* **Pages as source code**
»»
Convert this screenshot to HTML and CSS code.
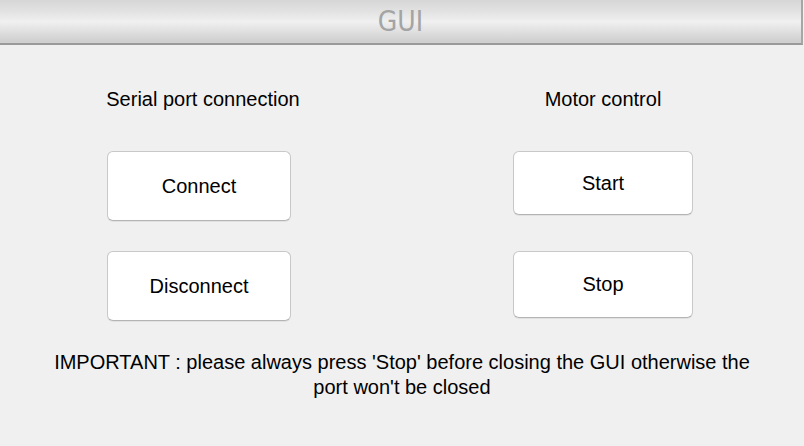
FILE: index.html
```html
<!DOCTYPE html>
<html>
<head>
<meta charset="utf-8">
<link rel="stylesheet" href="styles.css">
</head>
<body>
<div class="window">
  <header class="titlebar"><span class="title">GUI</span></header>
  <main class="content">
    <section class="col col-left">
      <div class="label">Serial port connection</div>
      <button class="btn btn-wide btn-first">Connect</button>
      <button class="btn btn-wide">Disconnect</button>
    </section>
    <section class="col col-right">
      <div class="label">Motor control</div>
      <button class="btn btn-narrow btn-start">Start</button>
      <button class="btn btn-narrow btn-stop">Stop</button>
    </section>
  </main>
  <p class="note">IMPORTANT : please always press 'Stop' before closing the GUI otherwise the<br>port won't be closed</p>
</div>
</body>
</html>
```
FILE: styles.css
```css
* { box-sizing: border-box; }
html, body { margin: 0; padding: 0; }
body {
  width: 804px;
  height: 446px;
  background: #f0f0f0;
  font-family: "Liberation Sans", Arial, sans-serif;
  color: #000;
  overflow: hidden;
}
.titlebar {
  height: 45px;
  width: 803px;
  background: linear-gradient(to bottom, #d6d6d6 0%, #e4e4e4 30%, #f0f0f0 50%, #e2e2e2 70%, #d0d0d0 95%);
  border-right: 2px solid #a6a6a6;
  border-bottom: 2px solid #9a9a9a;
  display: flex;
  justify-content: center;
  align-items: center;
}
.title {
  font-family: "DejaVu Sans Condensed", "DejaVu Sans", sans-serif;
  font-size: 28px;
  color: #a4a4a4;
}
.content {
  display: grid;
  grid-template-columns: 398px 1fr;
  padding-top: 43px;
}
.col {
  display: flex;
  flex-direction: column;
  align-items: center;
}
.col-right { padding-left: 4px; }
.label {
  font-size: 20px;
  line-height: 22px;
  height: 22px;
  margin-bottom: 41px;
}
.col-left .label { padding-left: 8px; }
.btn {
  font-family: "Liberation Sans", Arial, sans-serif;
  font-size: 20px;
  color: #000;
  background: #fff;
  border: 1px solid #c8c8c8;
  border-bottom-color: #b4b4b4;
  border-radius: 6px;
  box-shadow: 0 1px 0 rgba(0,0,0,0.06);
  padding: 0;
}
.btn-wide { width: 184px; height: 70px; }
.btn-first { margin-bottom: 30px; }
.btn-narrow { width: 180px; }
.btn-start { height: 64px; margin-bottom: 36px; }
.btn-stop { height: 67px; }
.note {
  margin: 0;
  padding-top: 29px;
  text-align: center;
  font-size: 20px;
  line-height: 25px;
}
```
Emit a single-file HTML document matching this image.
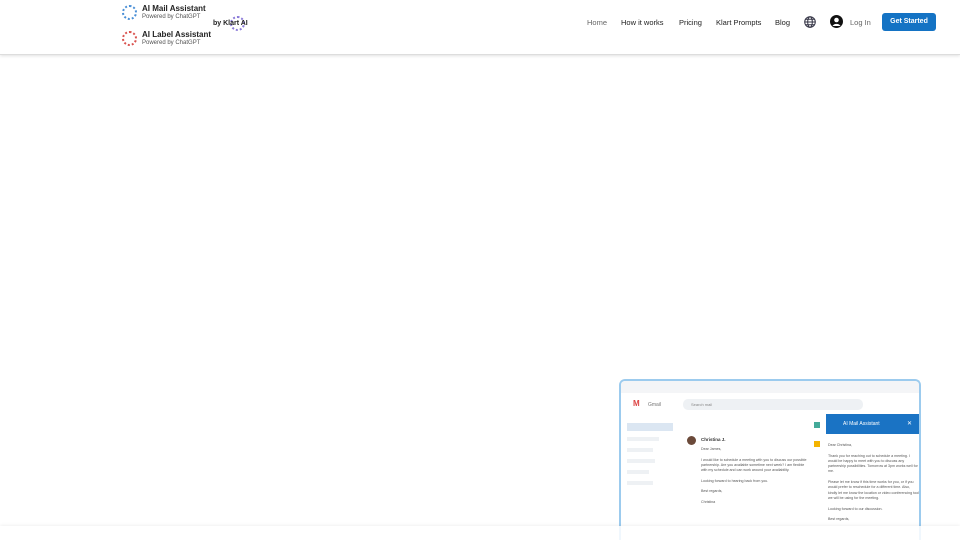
««
* **Stated problem**
Copy all lines from the material that include "this".

* **Response to the task**
Convert this screenshot to HTML and CSS code.
Emit a single-file HTML document matching this image.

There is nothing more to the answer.